How To Jump Start A Car
No matter what type of car you drive, a dead battery is a major bummer and can put a kink in your plans for the day. Knowing what to do will help you stress less and get you back on the road faster.
Before you begin, try to figure out what caused the dead battery. If your battery is completely drained for seemingly no reason at all, you may have to buy and install a new one. But, if you simply left a light on or your power locks wore out your battery, you can use jumper cables and a running car to get it started again.
Ready to get started? Use these simple step-by-step instructions to safely jump start your car:
- Park a running vehicle as close as possible to the car with the dead battery so the jumper cables can reach the batteries in both vehicles.
- Place both cars in park or neutral (neutral is better for cars with manual transmissions) and turn off their ignitions, lights, radio, etc. If you’re in a busy area, turn on your flashers to keep you and others on the road safe.
- Keep the metal ends of the jumper cables away from each other.
- Attach a red clamp to the positive terminal of the dead car’s battery. It will have “POS” or “+” and it could be larger than the other terminal.
- Attach the other red clamp to the positive terminal of the car that still runs.
- Clip the black clamp to the negative terminal on the running car’s battery.
- Then, attach the last black clip to the negative terminal on the dead car’s battery. If your car does not have a negative terminal, attach it to an unpainted metal surface on your car away from the battery.
- Make sure the cables are properly attached to the battery and that they aren’t looping inside the engine area where they could catch on a moving part.
- Start the car with a charged battery, and let it run for a minute or two.
- Try to start the vehicle with the dead battery. If it won’t start after three attempts, wait three minutes and try again. When the car does start, keep it running for 15-30 minutes before turning it off so that your battery has a chance to recharge. If the car won’t start after five minutes, you may have to get a new battery.
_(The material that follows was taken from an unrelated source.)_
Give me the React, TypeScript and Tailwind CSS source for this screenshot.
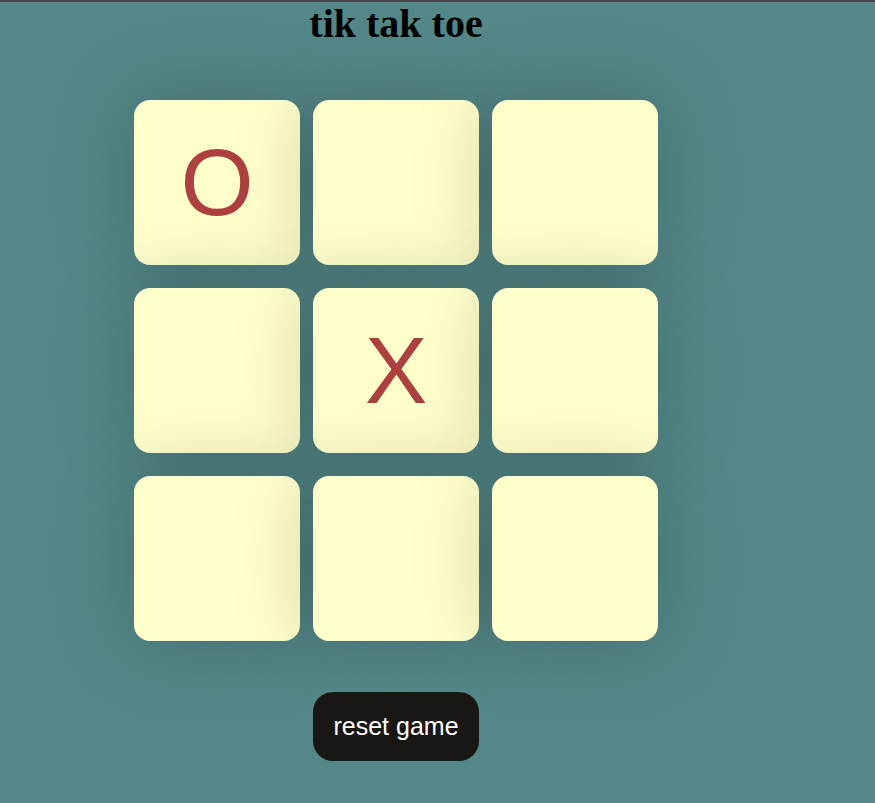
const board = ["O", "", "", "", "X", "", "", "", ""];

function Cell({ value }: { value: string }) {
  return (
    <div className="w-[166px] h-[165px] rounded-[16px] bg-[#ffffcc] shadow-[0_0_80px_rgba(0,0,0,0.22)] flex items-center justify-center text-[#ae4040] text-[94px] leading-none font-['Liberation_Sans',Arial,sans-serif]">
      {value}
    </div>
  );
}

export default function App() {
  return (
    <div className="min-h-screen bg-[#548888] border-t-2 border-[#464646]">
      <div className="w-[792px] flex flex-col items-center">
        <h1 className="m-0 text-[40px] leading-[44px] font-bold text-black font-['Liberation_Serif','Times_New_Roman',serif]">
          tik tak toe
        </h1>
        <div className="mt-[54px] grid grid-cols-[166px_166px_166px] gap-x-[13px] gap-y-[23px]">
          {board.map((v, i) => (
            <Cell key={i} value={v} />
          ))}
        </div>
        <button className="mt-[51px] w-[166px] h-[69px] rounded-[20px] bg-[#181713] text-white text-[25px] font-['Liberation_Sans',Arial,sans-serif]">
          reset game
        </button>
      </div>
    </div>
  );
}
- Disconnect the cables in reverse order, starting with the black clamp on the newly started car. Again, be sure the clamps don’t touch each other while they’re connected to a battery.
Note: If the battery you jumped is more than 3 years old, you may want to take it to an auto part store so they can test it and let you know if it’s worth replacing or if you’re good to go for a while longer. In colder regions, it’s likely that you’ll have to replace the battery more often thanks to those chilly temps.
A dead battery is never a pleasant surprise, but follow these steps just once or twice and you’ll be a pro at getting yourself back on the road in no time!